### Requirement
Find the string "image" in the data, then copy every line where it is found.

### Material
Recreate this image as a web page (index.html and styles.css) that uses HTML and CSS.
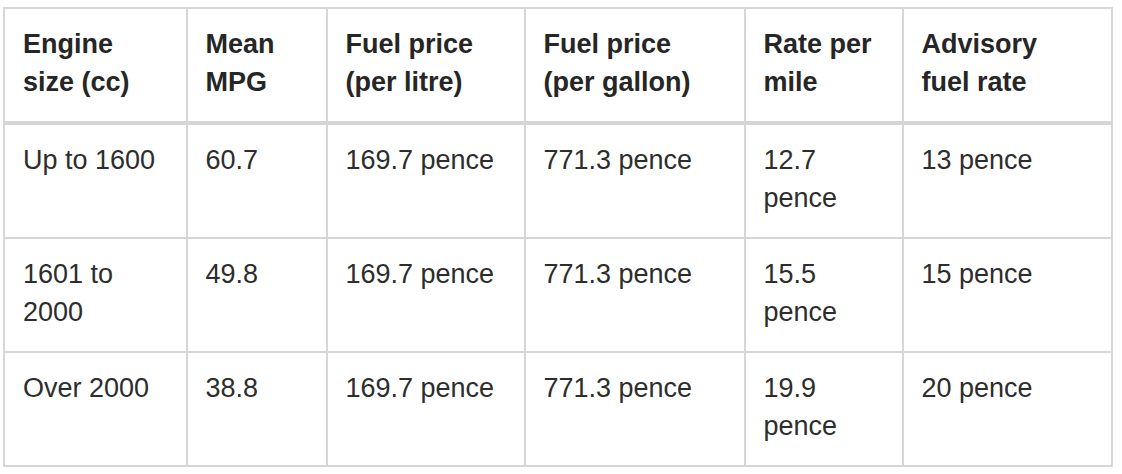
FILE: index.html
```html
<!DOCTYPE html>
<html>
<head>
<meta charset="utf-8">
<link rel="stylesheet" href="styles.css">
</head>
<body>
<table class="rates">
  <colgroup>
    <col class="c1"><col class="c2"><col class="c3"><col class="c4"><col class="c5"><col class="c6">
  </colgroup>
  <thead>
    <tr>
      <th>Engine size (cc)</th>
      <th>Mean MPG</th>
      <th>Fuel price (per litre)</th>
      <th>Fuel price (per gallon)</th>
      <th>Rate per mile</th>
      <th>Advisory fuel rate</th>
    </tr>
  </thead>
  <tbody>
    <tr>
      <td>Up to 1600</td>
      <td>60.7</td>
      <td>169.7 pence</td>
      <td>771.3 pence</td>
      <td>12.7 pence</td>
      <td>13 pence</td>
    </tr>
    <tr>
      <td>1601 to 2000</td>
      <td>49.8</td>
      <td>169.7 pence</td>
      <td>771.3 pence</td>
      <td>15.5 pence</td>
      <td>15 pence</td>
    </tr>
    <tr>
      <td>Over 2000</td>
      <td>38.8</td>
      <td>169.7 pence</td>
      <td>771.3 pence</td>
      <td>19.9 pence</td>
      <td>20 pence</td>
    </tr>
  </tbody>
</table>
</body>
</html>
```

FILE: styles.css
```css
html, body {
  margin: 0;
  padding: 0;
  background: #ffffff;
}
body {
  font-family: "Liberation Sans", Arial, sans-serif;
  font-size: 27px;
  line-height: 38px;
  color: #2d2d2d;
}
.rates {
  margin: 7px 0 0 3px;
  border-collapse: collapse;
  table-layout: fixed;
  width: 1110px;
}
.c1 { width: 182.5px; }
.c2 { width: 140px; }
.c3 { width: 198px; }
.c4 { width: 220px; }
.c5 { width: 158px; }
.c6 { width: 209.5px; }
.rates th,
.rates td {
  border: 2px solid #d6d6d6;
  padding: 16px 20px 20px 18px;
  text-align: left;
  vertical-align: top;
}
.rates th {
  font-weight: bold;
  color: #262626;
  border-bottom-width: 4px;
}
```
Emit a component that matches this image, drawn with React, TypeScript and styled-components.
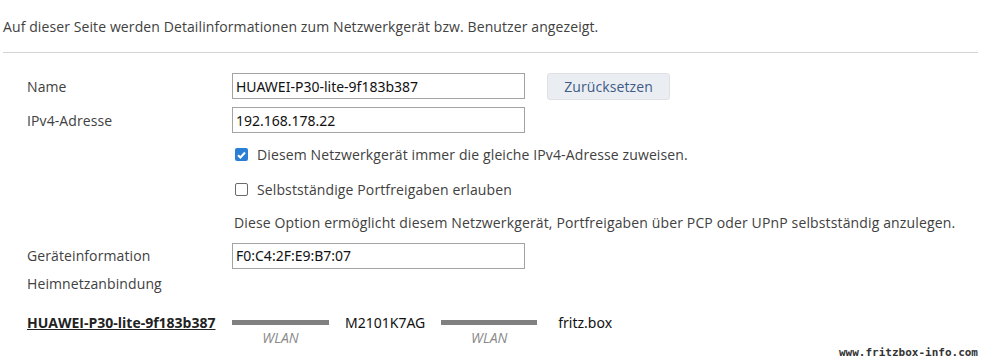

### Solution below
Recreate this image as a web page (index.html and styles.css) that uses HTML and CSS.
Emit a component that matches this image, drawn with React, TypeScript and styled-components.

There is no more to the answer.